-- BEGIN DATASET EXTRACT --

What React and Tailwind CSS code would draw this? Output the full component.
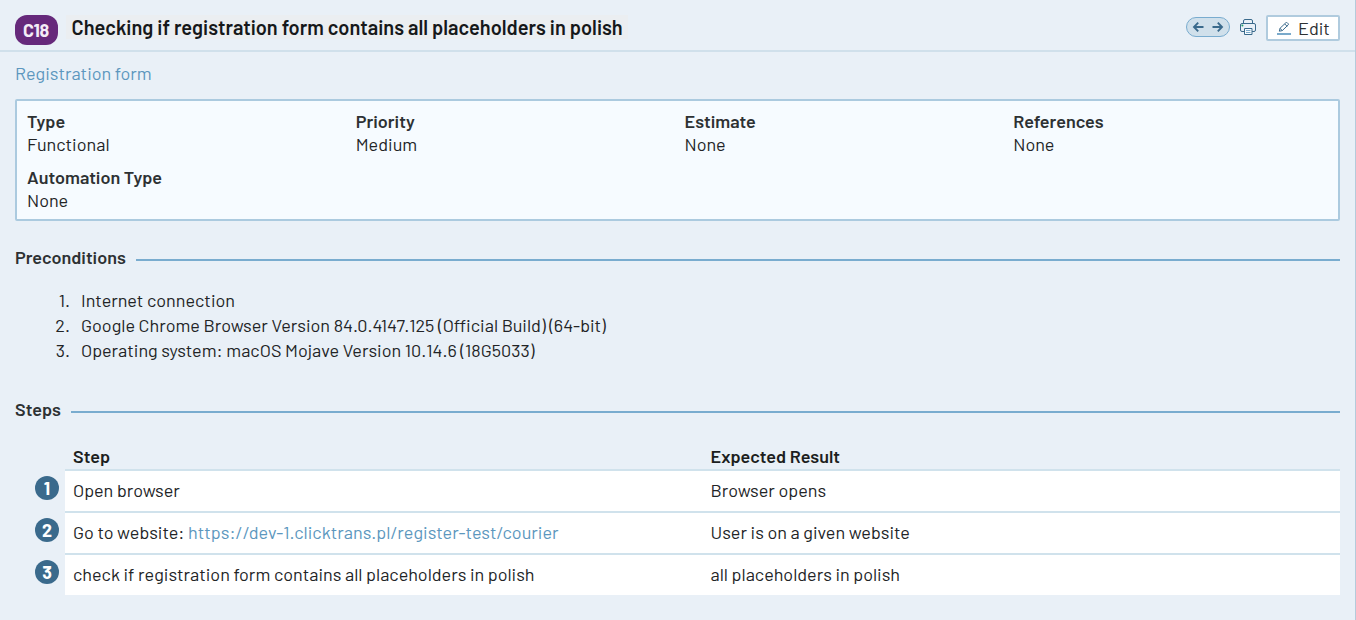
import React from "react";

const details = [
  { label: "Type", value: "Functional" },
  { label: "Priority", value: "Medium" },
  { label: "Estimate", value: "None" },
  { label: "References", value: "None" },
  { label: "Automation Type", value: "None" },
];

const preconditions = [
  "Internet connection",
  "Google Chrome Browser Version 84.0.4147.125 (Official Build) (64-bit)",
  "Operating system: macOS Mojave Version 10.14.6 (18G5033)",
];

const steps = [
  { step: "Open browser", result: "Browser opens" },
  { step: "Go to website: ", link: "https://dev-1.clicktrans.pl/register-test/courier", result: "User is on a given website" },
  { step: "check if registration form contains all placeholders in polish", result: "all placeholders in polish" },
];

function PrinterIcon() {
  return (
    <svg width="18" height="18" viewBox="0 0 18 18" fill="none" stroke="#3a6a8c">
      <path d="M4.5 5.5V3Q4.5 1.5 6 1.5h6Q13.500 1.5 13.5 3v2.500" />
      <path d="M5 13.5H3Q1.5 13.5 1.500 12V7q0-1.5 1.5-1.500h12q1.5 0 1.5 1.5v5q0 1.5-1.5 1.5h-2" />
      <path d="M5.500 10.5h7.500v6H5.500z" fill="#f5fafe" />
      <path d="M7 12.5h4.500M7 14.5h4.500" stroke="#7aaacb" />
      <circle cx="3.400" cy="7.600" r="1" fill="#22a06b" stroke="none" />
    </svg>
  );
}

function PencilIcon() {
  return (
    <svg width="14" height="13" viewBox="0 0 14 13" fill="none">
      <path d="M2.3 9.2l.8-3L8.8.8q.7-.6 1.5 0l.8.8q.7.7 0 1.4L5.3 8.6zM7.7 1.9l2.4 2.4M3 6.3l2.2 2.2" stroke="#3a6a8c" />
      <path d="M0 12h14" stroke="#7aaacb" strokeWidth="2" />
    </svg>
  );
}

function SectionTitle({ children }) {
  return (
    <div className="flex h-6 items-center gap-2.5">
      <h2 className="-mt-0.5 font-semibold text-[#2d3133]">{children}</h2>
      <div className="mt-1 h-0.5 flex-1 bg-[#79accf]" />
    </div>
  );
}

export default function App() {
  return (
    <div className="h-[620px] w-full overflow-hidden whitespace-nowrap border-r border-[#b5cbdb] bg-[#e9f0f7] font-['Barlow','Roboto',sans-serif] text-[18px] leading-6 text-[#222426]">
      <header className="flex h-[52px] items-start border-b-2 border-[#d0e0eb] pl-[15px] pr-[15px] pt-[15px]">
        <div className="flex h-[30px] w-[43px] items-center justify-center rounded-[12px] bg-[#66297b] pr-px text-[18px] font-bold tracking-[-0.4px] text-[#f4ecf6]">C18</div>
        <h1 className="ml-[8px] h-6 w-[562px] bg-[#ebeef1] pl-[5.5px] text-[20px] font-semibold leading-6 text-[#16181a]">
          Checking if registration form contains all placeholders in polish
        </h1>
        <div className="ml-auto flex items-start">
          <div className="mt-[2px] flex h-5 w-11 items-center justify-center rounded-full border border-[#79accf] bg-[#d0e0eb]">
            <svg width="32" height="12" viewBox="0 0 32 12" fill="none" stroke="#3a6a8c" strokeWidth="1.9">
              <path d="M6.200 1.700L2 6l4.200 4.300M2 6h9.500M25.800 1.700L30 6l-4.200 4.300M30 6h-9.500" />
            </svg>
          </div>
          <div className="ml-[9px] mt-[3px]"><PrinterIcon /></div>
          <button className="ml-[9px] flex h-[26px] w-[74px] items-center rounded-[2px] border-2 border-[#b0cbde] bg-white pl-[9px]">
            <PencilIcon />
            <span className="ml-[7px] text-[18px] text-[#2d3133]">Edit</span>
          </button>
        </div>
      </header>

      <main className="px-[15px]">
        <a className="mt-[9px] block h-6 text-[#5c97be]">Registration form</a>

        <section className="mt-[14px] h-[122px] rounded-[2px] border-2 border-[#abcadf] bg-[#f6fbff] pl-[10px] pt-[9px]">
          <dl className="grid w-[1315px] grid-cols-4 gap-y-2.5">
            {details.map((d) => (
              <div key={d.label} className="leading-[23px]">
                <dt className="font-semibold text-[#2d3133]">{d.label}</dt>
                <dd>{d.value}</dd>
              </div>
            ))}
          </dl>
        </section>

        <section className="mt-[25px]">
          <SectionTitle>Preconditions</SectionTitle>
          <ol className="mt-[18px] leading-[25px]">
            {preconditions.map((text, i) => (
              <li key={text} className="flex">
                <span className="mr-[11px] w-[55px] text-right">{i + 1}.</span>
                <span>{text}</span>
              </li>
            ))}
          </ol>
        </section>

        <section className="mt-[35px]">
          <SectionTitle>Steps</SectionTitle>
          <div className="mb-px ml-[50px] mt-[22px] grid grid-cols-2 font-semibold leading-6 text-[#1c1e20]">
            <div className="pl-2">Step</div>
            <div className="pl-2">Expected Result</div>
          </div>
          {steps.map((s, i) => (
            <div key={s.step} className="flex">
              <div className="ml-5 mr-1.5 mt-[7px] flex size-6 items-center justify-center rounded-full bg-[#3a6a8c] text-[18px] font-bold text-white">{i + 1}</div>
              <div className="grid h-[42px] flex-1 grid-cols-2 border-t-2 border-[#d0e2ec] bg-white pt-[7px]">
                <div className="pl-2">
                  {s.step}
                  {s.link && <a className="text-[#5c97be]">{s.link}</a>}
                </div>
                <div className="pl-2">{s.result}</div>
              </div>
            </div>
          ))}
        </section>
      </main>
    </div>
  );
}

-- END DATASET EXTRACT --

### GIVEN TASK
Write down every line from the opening of the listing to the line with "import React from", both included, and nothing else; the pictures are omitted.

### RESPONSE
What React and Tailwind CSS code would draw this? Output the full component.
import React from "react";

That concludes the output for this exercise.